Welcome to the Era of Trump, in which not only the President and his minions are frighteningly hostile to free speech, but where local officials, police, and news media, in a nominally sophisticated community resorted to the notorious form of First Amendment censorship known as the heckler’s veto. Those who sought to silence the free speech rally won. Debate was squelched, cut off, prohibited. 

Much ink was spilled on the question of whether the sponsors of the aborted rally were rightists, fascists (of the so-called “alt-right”), or simply – as the sponsors maintained – First Amendment aficionados whose politics were ideologically diverse.  

The Providence Journal, which came closest to reportorial neutrality, dubbed the event a “conservative rally.”  

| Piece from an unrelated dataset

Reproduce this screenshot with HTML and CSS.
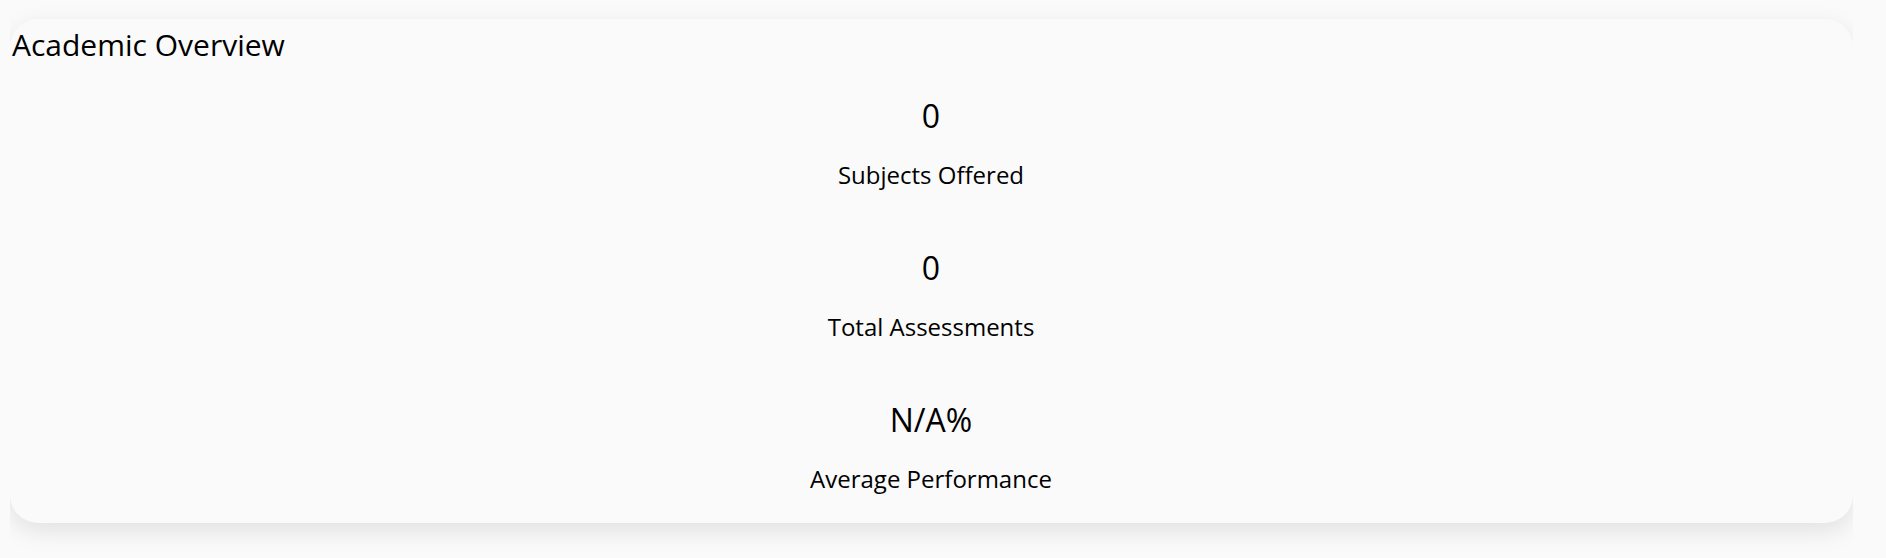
FILE: index.html
```html
<!DOCTYPE html>
<html lang="en">
<head>
<meta charset="utf-8">
<title>Academic Overview</title>
<link rel="stylesheet" href="styles.css">
</head>
<body>
<div class="wrap">
  <section class="card">
    <h2 class="card-title">Academic Overview</h2>
    <div class="stats">
      <div class="stat">
        <div class="stat-value">0</div>
        <div class="stat-label">Subjects Offered</div>
      </div>
      <div class="stat">
        <div class="stat-value">0</div>
        <div class="stat-label">Total Assessments</div>
      </div>
      <div class="stat">
        <div class="stat-value">N/A%</div>
        <div class="stat-label">Average Performance</div>
      </div>
    </div>
  </section>
</div>
</body>
</html>
```

FILE: styles.css
```css
html, body {
  margin: 0;
  padding: 0;
  background: #fafafa;
}

body {
  font-family: "Open Sans", "Noto Sans", sans-serif;
  color: #000;
}

.wrap {
  margin-left: 10px;
  width: 1843px;
  overflow: hidden;
  padding: 19px 0 34px;
}

.card {
  background: #fafafa;
  border-radius: 28px;
  box-shadow: 0 8px 24px rgba(0, 0, 0, 0.1);
  padding: 6px 3px 28px 2px;
}

.card-title {
  margin: 0 0 31px;
  font-size: 30px;
  line-height: 40px;
  font-weight: 400;
}

.stats {
  display: flex;
  flex-direction: column;
  gap: 57px;
}

.stat {
  display: flex;
  flex-direction: column;
  align-items: center;
  gap: 22px;
}

.stat-value {
  font-size: 32px;
  line-height: 40px;
}

.stat-label {
  font-size: 24px;
  line-height: 33px;
}
```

The Boston Globe reported breathlessly in a story published on the Thursday before the scheduled Saturday morning rally and headlined “Speaker list for ‘free speech’ rally includes right-wing extremists”: 

Some speakers have dropped out of the “Boston Free Speech” rally planned for Saturday on the Common, but at least two right-wing extremists, including a Clinton conspiracy theorist and a founder of a group dubbed by hate watchdogs as an “Alt-Right Fight Club,” will still address the crowd at the event, which is expected to draw counter-protesters and a heavy police presence.”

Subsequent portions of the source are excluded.